• Exercise prompt
Take every line that has the string "page" and copy it out.

• Available records
--
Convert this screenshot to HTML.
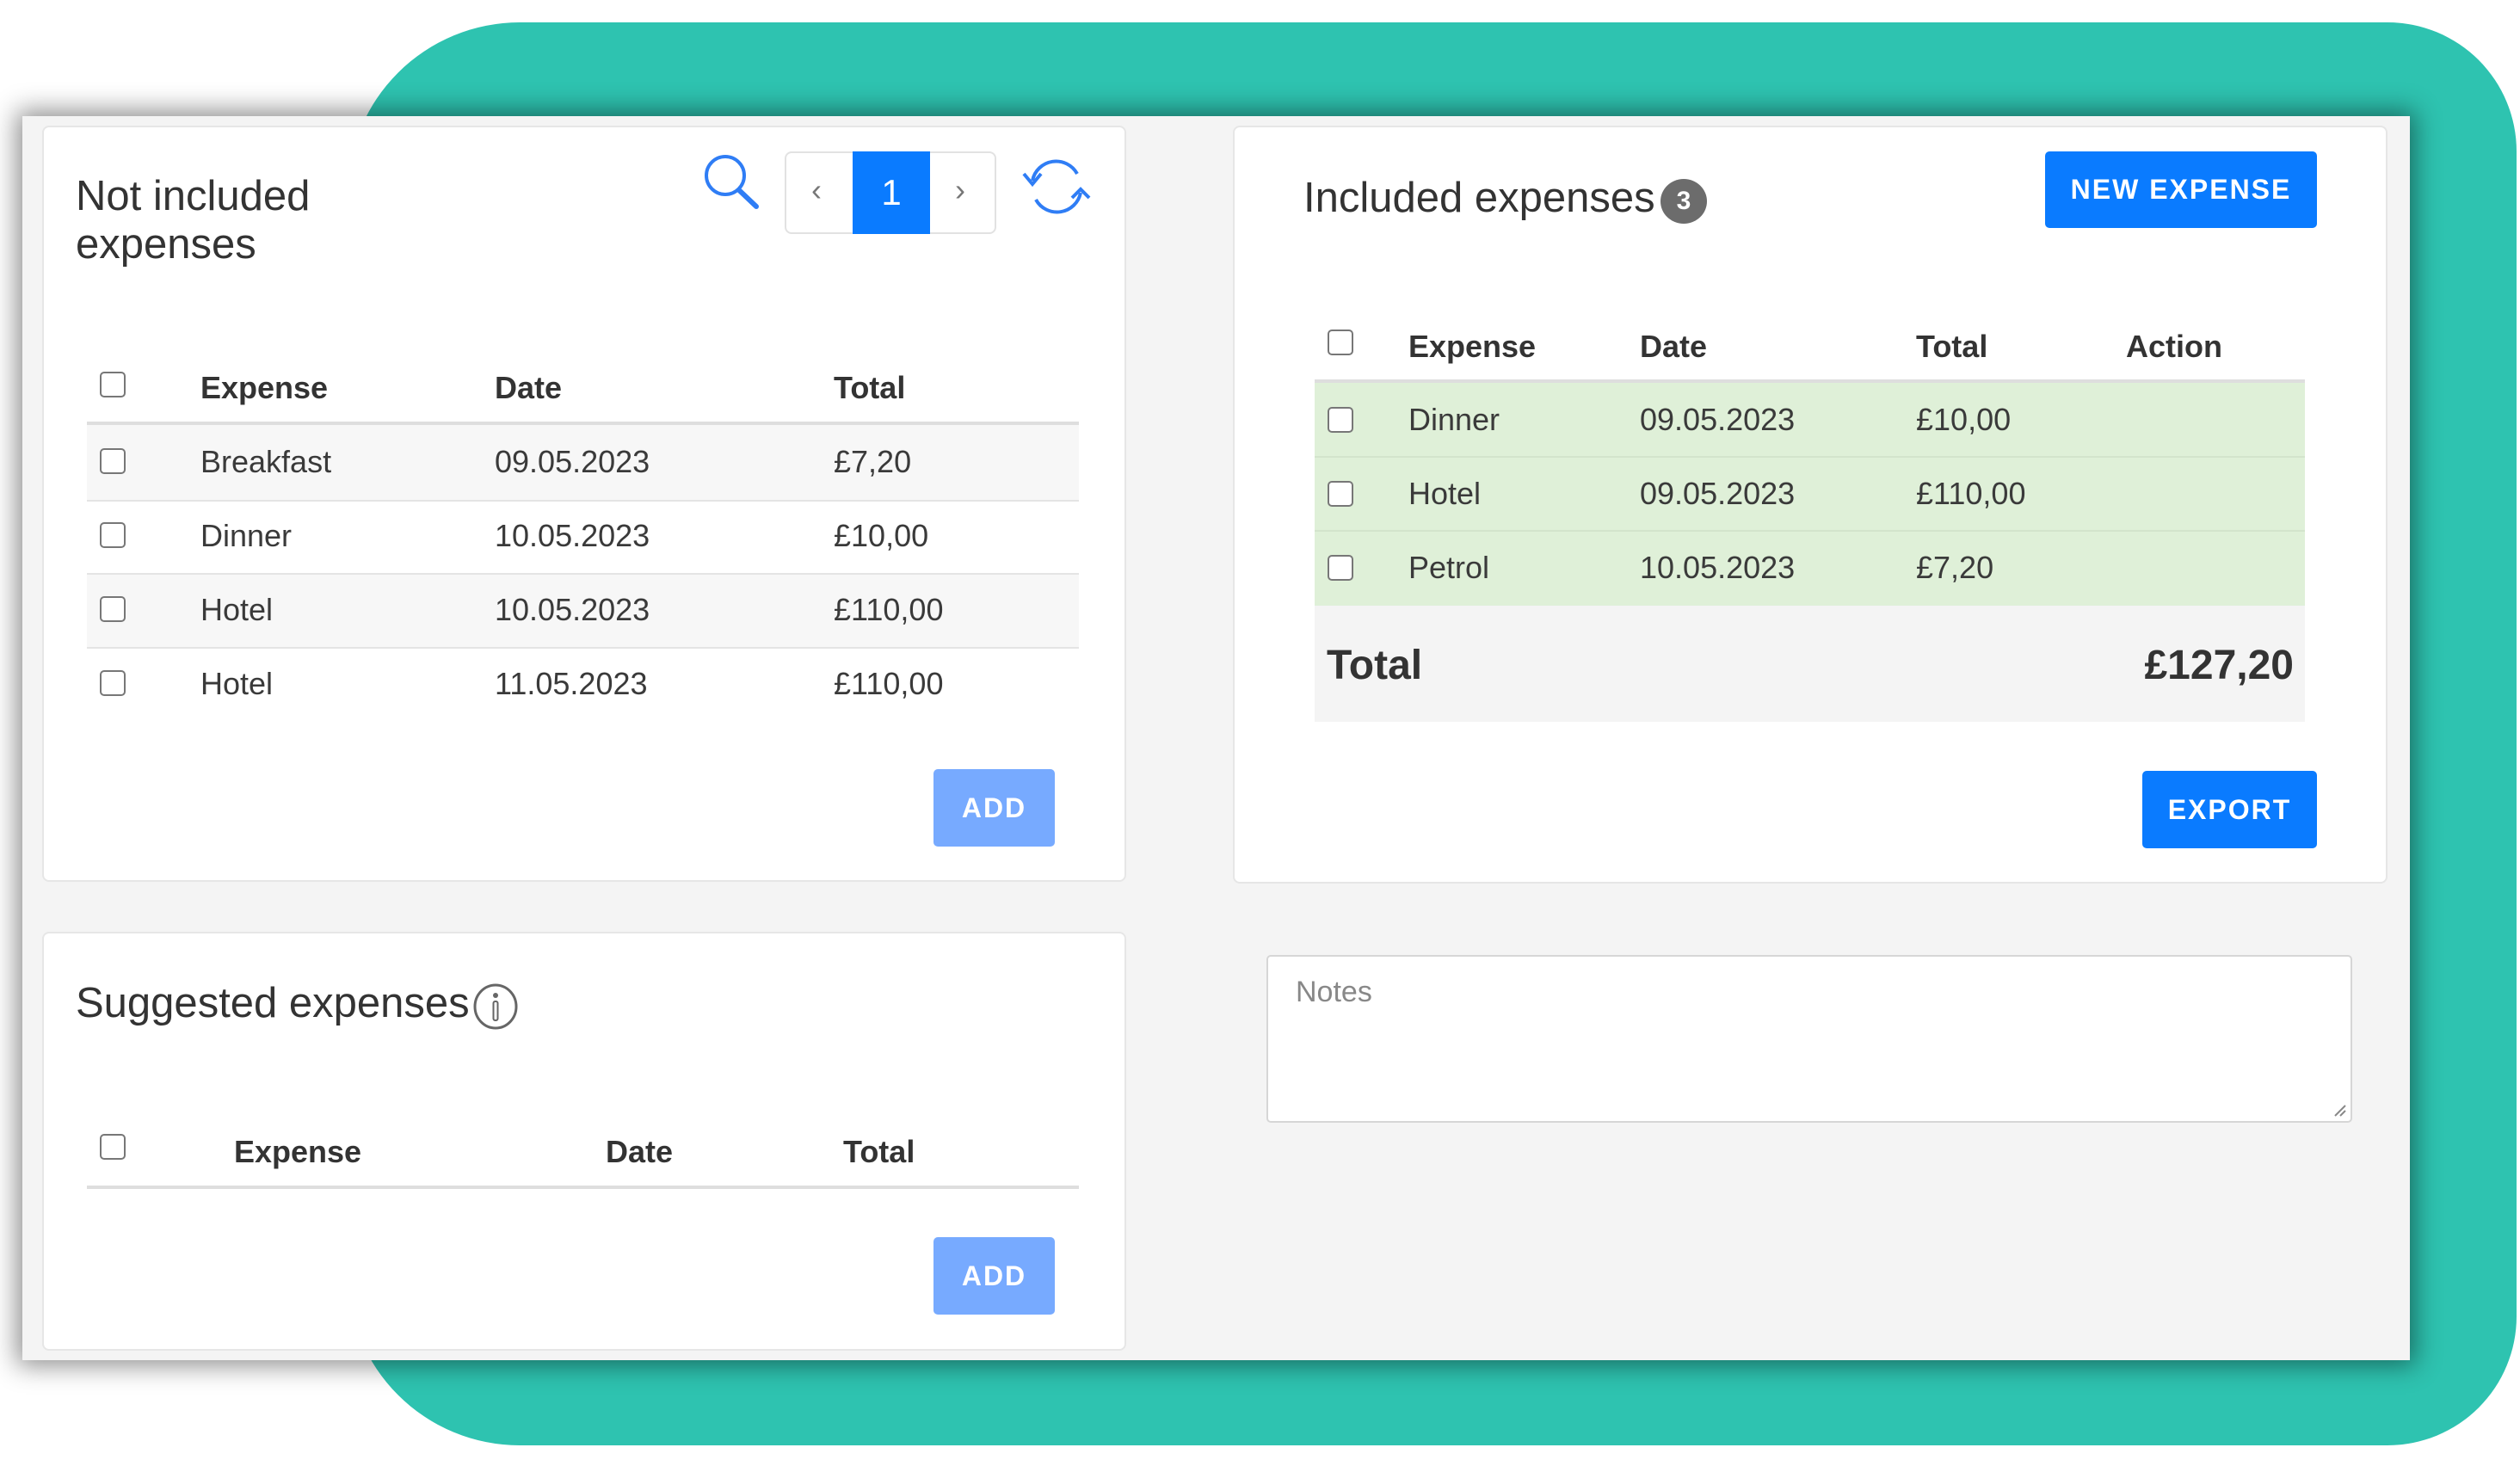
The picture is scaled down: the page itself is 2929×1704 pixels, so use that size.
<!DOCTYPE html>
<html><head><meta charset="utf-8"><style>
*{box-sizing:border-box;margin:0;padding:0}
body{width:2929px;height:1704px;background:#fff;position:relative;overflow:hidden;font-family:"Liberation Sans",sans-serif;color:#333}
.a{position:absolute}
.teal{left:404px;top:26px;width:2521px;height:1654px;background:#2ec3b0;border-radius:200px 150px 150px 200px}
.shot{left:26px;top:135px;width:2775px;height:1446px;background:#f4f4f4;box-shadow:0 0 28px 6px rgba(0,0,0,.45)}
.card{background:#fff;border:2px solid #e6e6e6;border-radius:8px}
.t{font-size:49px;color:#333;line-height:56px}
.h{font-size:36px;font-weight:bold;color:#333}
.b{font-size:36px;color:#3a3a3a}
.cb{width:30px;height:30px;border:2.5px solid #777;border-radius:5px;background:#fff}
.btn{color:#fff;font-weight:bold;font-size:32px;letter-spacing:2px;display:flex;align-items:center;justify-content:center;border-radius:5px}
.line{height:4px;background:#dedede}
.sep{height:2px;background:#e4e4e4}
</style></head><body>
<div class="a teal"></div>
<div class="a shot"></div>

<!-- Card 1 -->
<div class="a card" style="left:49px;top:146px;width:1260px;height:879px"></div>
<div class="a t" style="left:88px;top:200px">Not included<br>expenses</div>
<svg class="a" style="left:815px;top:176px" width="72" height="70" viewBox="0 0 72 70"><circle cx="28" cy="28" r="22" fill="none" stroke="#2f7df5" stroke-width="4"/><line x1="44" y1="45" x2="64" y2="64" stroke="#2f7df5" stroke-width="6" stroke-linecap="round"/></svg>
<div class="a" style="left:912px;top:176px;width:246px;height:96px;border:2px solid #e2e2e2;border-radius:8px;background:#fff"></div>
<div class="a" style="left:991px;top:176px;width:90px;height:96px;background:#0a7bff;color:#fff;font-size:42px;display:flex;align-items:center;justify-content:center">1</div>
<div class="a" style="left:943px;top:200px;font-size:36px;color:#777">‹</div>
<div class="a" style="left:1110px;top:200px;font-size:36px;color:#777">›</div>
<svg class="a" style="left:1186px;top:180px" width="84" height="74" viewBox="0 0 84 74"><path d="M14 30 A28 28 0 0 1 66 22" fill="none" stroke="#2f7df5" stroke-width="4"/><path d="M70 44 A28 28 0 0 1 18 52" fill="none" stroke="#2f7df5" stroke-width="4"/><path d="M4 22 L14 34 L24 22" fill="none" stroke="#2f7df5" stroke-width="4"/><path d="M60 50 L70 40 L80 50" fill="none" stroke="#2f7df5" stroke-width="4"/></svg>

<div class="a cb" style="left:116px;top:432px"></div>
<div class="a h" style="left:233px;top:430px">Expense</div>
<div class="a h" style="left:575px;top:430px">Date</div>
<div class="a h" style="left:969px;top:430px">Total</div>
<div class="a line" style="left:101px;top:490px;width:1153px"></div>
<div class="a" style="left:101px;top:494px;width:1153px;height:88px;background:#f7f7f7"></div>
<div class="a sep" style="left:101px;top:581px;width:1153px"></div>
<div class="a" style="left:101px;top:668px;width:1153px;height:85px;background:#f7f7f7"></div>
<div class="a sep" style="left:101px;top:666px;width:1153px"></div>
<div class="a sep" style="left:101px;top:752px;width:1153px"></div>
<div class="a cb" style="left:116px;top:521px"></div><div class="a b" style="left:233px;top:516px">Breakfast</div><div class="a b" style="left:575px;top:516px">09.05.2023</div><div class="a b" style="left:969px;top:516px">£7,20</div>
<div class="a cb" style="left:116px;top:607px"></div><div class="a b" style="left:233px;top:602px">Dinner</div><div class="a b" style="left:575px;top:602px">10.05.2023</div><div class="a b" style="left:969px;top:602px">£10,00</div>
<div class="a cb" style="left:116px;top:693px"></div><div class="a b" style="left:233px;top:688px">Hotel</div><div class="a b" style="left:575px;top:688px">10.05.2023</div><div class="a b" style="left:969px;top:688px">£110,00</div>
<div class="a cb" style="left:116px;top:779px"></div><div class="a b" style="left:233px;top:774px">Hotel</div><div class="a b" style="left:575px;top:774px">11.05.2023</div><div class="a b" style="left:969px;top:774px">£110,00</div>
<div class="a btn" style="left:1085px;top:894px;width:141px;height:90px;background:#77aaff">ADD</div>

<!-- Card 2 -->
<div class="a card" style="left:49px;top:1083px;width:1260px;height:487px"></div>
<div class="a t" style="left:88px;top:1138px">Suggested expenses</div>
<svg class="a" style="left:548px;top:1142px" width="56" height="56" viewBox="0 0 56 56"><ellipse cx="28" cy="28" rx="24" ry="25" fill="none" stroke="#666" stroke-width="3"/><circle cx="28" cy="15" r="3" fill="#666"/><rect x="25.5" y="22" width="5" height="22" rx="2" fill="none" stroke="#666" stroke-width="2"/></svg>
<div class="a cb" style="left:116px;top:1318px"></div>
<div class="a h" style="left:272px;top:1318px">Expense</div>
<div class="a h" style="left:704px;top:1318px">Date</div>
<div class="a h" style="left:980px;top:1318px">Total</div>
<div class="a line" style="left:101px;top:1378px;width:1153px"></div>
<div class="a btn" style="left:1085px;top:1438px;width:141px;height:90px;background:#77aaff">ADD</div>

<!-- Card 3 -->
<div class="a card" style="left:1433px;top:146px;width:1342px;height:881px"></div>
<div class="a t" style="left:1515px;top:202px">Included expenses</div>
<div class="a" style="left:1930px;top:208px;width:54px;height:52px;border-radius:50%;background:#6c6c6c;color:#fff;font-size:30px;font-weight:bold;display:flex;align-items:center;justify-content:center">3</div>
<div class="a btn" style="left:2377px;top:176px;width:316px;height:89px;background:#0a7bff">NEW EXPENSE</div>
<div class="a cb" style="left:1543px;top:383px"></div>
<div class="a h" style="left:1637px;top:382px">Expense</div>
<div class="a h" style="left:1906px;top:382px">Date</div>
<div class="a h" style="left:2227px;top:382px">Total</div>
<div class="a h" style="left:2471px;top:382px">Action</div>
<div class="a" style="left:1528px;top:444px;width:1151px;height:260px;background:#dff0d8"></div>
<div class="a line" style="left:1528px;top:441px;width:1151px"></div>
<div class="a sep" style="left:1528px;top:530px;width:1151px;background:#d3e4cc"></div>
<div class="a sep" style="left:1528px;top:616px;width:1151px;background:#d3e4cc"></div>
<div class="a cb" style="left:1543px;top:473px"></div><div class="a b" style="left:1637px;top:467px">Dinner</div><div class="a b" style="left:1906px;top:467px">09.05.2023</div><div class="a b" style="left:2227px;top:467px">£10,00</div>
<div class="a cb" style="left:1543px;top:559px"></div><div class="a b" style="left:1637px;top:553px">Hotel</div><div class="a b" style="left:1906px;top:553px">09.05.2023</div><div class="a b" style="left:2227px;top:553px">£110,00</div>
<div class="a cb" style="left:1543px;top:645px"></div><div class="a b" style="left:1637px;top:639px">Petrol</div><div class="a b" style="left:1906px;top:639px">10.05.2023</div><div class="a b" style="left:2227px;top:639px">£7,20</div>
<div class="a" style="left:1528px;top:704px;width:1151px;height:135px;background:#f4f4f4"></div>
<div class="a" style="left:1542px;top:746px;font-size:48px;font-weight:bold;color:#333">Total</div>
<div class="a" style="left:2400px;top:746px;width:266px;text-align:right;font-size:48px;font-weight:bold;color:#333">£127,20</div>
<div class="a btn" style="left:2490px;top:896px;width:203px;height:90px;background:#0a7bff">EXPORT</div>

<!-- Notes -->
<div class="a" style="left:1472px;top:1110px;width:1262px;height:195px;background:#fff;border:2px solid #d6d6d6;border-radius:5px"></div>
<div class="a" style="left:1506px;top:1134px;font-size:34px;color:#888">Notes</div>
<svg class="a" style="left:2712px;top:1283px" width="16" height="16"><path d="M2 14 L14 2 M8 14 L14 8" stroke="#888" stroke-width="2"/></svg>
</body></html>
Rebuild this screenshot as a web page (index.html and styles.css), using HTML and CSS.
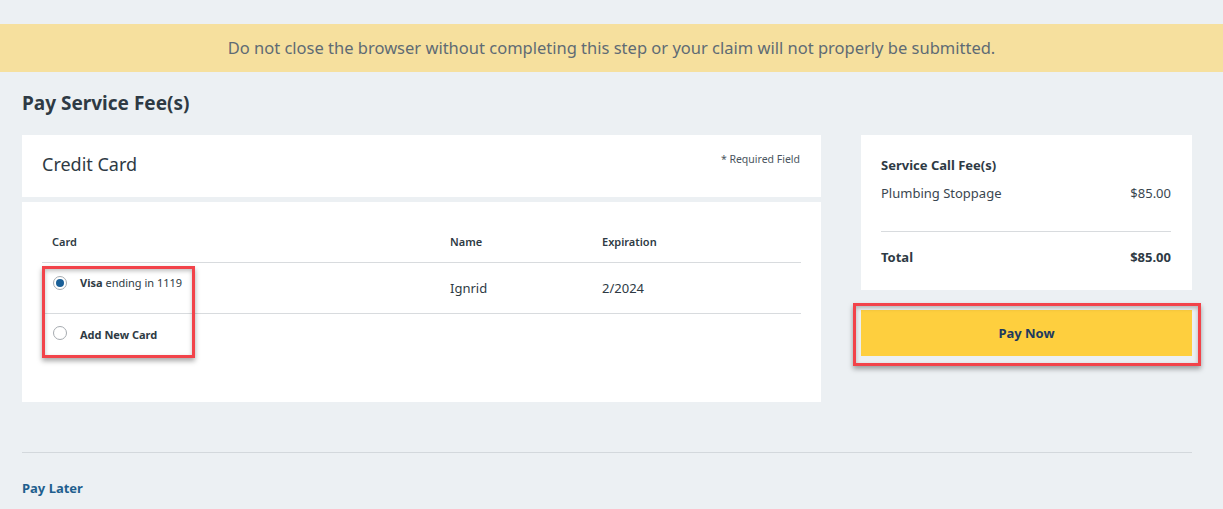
--
• Task output
The picture is scaled down: the page itself is 2929×1704 pixels, so use that size.
Rebuild this screenshot as a web page (index.html and styles.css), using HTML and CSS.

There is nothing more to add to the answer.